__Instructions for the task__: Reproduce all of the listing below without alteration.
── Recorded data ──
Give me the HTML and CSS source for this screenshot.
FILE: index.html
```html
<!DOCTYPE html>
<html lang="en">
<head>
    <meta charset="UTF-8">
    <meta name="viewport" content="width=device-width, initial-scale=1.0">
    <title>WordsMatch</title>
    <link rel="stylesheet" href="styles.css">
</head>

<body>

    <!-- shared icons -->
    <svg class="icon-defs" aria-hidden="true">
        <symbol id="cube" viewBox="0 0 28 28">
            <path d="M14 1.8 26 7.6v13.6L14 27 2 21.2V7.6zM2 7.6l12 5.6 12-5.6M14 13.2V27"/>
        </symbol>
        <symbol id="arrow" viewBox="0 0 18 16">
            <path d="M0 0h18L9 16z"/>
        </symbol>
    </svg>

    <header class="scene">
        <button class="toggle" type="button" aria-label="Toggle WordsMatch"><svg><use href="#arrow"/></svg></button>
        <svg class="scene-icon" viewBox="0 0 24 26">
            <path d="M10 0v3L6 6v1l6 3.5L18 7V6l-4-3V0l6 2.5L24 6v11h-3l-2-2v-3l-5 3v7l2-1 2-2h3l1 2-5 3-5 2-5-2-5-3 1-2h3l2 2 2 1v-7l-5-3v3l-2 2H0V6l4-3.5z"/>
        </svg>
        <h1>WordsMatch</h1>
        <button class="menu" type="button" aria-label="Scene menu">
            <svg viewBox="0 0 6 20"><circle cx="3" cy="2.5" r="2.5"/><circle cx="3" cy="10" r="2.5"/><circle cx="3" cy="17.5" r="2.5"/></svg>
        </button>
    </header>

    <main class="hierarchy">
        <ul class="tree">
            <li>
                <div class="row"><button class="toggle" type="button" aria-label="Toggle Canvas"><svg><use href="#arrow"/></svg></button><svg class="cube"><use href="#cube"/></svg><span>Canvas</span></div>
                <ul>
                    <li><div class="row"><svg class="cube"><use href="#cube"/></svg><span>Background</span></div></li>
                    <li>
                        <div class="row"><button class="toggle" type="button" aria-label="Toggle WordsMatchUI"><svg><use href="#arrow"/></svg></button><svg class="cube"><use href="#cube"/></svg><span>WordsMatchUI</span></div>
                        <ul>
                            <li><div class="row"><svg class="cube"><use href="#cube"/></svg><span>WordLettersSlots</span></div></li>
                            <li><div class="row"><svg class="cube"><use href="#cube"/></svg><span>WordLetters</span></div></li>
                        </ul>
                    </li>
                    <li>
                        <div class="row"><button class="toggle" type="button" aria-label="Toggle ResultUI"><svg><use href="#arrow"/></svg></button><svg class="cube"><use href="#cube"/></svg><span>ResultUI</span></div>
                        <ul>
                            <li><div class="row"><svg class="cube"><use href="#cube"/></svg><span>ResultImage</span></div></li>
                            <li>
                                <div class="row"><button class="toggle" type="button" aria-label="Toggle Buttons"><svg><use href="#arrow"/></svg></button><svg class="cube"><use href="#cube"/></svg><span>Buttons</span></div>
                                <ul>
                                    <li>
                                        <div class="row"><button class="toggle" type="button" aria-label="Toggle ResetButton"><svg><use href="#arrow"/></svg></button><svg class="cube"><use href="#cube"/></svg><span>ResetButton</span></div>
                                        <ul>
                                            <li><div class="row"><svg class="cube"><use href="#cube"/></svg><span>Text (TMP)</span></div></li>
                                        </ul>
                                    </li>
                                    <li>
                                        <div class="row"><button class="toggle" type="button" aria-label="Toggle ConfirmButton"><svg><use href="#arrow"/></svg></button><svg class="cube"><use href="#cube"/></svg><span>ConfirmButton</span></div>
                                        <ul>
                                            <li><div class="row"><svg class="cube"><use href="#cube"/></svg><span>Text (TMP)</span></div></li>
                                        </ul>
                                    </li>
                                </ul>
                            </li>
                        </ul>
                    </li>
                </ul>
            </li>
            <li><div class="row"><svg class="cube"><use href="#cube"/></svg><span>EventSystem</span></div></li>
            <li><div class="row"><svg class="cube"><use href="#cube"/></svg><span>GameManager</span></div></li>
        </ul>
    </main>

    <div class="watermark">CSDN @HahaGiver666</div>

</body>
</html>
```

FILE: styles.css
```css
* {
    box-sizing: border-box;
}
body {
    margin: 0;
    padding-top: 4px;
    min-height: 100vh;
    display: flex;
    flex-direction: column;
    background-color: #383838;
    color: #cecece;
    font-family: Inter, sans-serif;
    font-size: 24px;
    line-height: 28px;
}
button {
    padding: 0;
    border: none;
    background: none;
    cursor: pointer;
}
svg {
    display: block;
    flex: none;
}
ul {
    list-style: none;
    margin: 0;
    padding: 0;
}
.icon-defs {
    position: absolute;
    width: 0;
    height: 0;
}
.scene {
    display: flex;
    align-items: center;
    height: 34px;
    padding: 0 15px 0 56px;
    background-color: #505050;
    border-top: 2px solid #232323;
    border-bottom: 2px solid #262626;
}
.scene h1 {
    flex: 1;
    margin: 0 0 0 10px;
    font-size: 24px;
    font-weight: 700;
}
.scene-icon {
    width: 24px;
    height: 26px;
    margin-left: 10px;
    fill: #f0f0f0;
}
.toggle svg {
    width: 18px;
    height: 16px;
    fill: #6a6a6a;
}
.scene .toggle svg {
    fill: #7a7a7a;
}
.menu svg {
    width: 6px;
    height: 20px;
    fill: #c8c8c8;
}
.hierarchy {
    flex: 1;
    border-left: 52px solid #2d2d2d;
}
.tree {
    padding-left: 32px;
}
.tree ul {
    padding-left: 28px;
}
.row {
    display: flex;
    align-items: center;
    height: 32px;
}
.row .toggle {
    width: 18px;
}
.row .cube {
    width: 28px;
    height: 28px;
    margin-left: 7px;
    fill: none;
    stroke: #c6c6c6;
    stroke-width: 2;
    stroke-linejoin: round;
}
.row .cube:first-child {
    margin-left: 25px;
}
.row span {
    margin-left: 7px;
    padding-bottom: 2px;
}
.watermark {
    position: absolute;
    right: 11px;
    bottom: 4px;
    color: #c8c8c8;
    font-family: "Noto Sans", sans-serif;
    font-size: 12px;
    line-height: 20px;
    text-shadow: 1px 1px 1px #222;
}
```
───
__Response below__:
Give me the HTML and CSS source for this screenshot.
FILE: index.html
```html
<!DOCTYPE html>
<html lang="en">
<head>
    <meta charset="UTF-8">
    <meta name="viewport" content="width=device-width, initial-scale=1.0">
    <title>WordsMatch</title>
    <link rel="stylesheet" href="styles.css">
</head>

<body>

    <!-- shared icons -->
    <svg class="icon-defs" aria-hidden="true">
        <symbol id="cube" viewBox="0 0 28 28">
            <path d="M14 1.8 26 7.6v13.6L14 27 2 21.2V7.6zM2 7.6l12 5.6 12-5.6M14 13.2V27"/>
        </symbol>
        <symbol id="arrow" viewBox="0 0 18 16">
            <path d="M0 0h18L9 16z"/>
        </symbol>
    </svg>

    <header class="scene">
        <button class="toggle" type="button" aria-label="Toggle WordsMatch"><svg><use href="#arrow"/></svg></button>
        <svg class="scene-icon" viewBox="0 0 24 26">
            <path d="M10 0v3L6 6v1l6 3.5L18 7V6l-4-3V0l6 2.5L24 6v11h-3l-2-2v-3l-5 3v7l2-1 2-2h3l1 2-5 3-5 2-5-2-5-3 1-2h3l2 2 2 1v-7l-5-3v3l-2 2H0V6l4-3.5z"/>
        </svg>
        <h1>WordsMatch</h1>
        <button class="menu" type="button" aria-label="Scene menu">
            <svg viewBox="0 0 6 20"><circle cx="3" cy="2.5" r="2.5"/><circle cx="3" cy="10" r="2.5"/><circle cx="3" cy="17.5" r="2.5"/></svg>
        </button>
    </header>

    <main class="hierarchy">
        <ul class="tree">
            <li>
                <div class="row"><button class="toggle" type="button" aria-label="Toggle Canvas"><svg><use href="#arrow"/></svg></button><svg class="cube"><use href="#cube"/></svg><span>Canvas</span></div>
                <ul>
                    <li><div class="row"><svg class="cube"><use href="#cube"/></svg><span>Background</span></div></li>
                    <li>
                        <div class="row"><button class="toggle" type="button" aria-label="Toggle WordsMatchUI"><svg><use href="#arrow"/></svg></button><svg class="cube"><use href="#cube"/></svg><span>WordsMatchUI</span></div>
                        <ul>
                            <li><div class="row"><svg class="cube"><use href="#cube"/></svg><span>WordLettersSlots</span></div></li>
                            <li><div class="row"><svg class="cube"><use href="#cube"/></svg><span>WordLetters</span></div></li>
                        </ul>
                    </li>
                    <li>
                        <div class="row"><button class="toggle" type="button" aria-label="Toggle ResultUI"><svg><use href="#arrow"/></svg></button><svg class="cube"><use href="#cube"/></svg><span>ResultUI</span></div>
                        <ul>
                            <li><div class="row"><svg class="cube"><use href="#cube"/></svg><span>ResultImage</span></div></li>
                            <li>
                                <div class="row"><button class="toggle" type="button" aria-label="Toggle Buttons"><svg><use href="#arrow"/></svg></button><svg class="cube"><use href="#cube"/></svg><span>Buttons</span></div>
                                <ul>
                                    <li>
                                        <div class="row"><button class="toggle" type="button" aria-label="Toggle ResetButton"><svg><use href="#arrow"/></svg></button><svg class="cube"><use href="#cube"/></svg><span>ResetButton</span></div>
                                        <ul>
                                            <li><div class="row"><svg class="cube"><use href="#cube"/></svg><span>Text (TMP)</span></div></li>
                                        </ul>
                                    </li>
                                    <li>
                                        <div class="row"><button class="toggle" type="button" aria-label="Toggle ConfirmButton"><svg><use href="#arrow"/></svg></button><svg class="cube"><use href="#cube"/></svg><span>ConfirmButton</span></div>
                                        <ul>
                                            <li><div class="row"><svg class="cube"><use href="#cube"/></svg><span>Text (TMP)</span></div></li>
                                        </ul>
                                    </li>
                                </ul>
                            </li>
                        </ul>
                    </li>
                </ul>
            </li>
            <li><div class="row"><svg class="cube"><use href="#cube"/></svg><span>EventSystem</span></div></li>
            <li><div class="row"><svg class="cube"><use href="#cube"/></svg><span>GameManager</span></div></li>
        </ul>
    </main>

    <div class="watermark">CSDN @HahaGiver666</div>

</body>
</html>
```

FILE: styles.css
```css
* {
    box-sizing: border-box;
}
body {
    margin: 0;
    padding-top: 4px;
    min-height: 100vh;
    display: flex;
    flex-direction: column;
    background-color: #383838;
    color: #cecece;
    font-family: Inter, sans-serif;
    font-size: 24px;
    line-height: 28px;
}
button {
    padding: 0;
    border: none;
    background: none;
    cursor: pointer;
}
svg {
    display: block;
    flex: none;
}
ul {
    list-style: none;
    margin: 0;
    padding: 0;
}
.icon-defs {
    position: absolute;
    width: 0;
    height: 0;
}
.scene {
    display: flex;
    align-items: center;
    height: 34px;
    padding: 0 15px 0 56px;
    background-color: #505050;
    border-top: 2px solid #232323;
    border-bottom: 2px solid #262626;
}
.scene h1 {
    flex: 1;
    margin: 0 0 0 10px;
    font-size: 24px;
    font-weight: 700;
}
.scene-icon {
    width: 24px;
    height: 26px;
    margin-left: 10px;
    fill: #f0f0f0;
}
.toggle svg {
    width: 18px;
    height: 16px;
    fill: #6a6a6a;
}
.scene .toggle svg {
    fill: #7a7a7a;
}
.menu svg {
    width: 6px;
    height: 20px;
    fill: #c8c8c8;
}
.hierarchy {
    flex: 1;
    border-left: 52px solid #2d2d2d;
}
.tree {
    padding-left: 32px;
}
.tree ul {
    padding-left: 28px;
}
.row {
    display: flex;
    align-items: center;
    height: 32px;
}
.row .toggle {
    width: 18px;
}
.row .cube {
    width: 28px;
    height: 28px;
    margin-left: 7px;
    fill: none;
    stroke: #c6c6c6;
    stroke-width: 2;
    stroke-linejoin: round;
}
.row .cube:first-child {
    margin-left: 25px;
}
.row span {
    margin-left: 7px;
    padding-bottom: 2px;
}
.watermark {
    position: absolute;
    right: 11px;
    bottom: 4px;
    color: #c8c8c8;
    font-family: "Noto Sans", sans-serif;
    font-size: 12px;
    line-height: 20px;
    text-shadow: 1px 1px 1px #222;
}
```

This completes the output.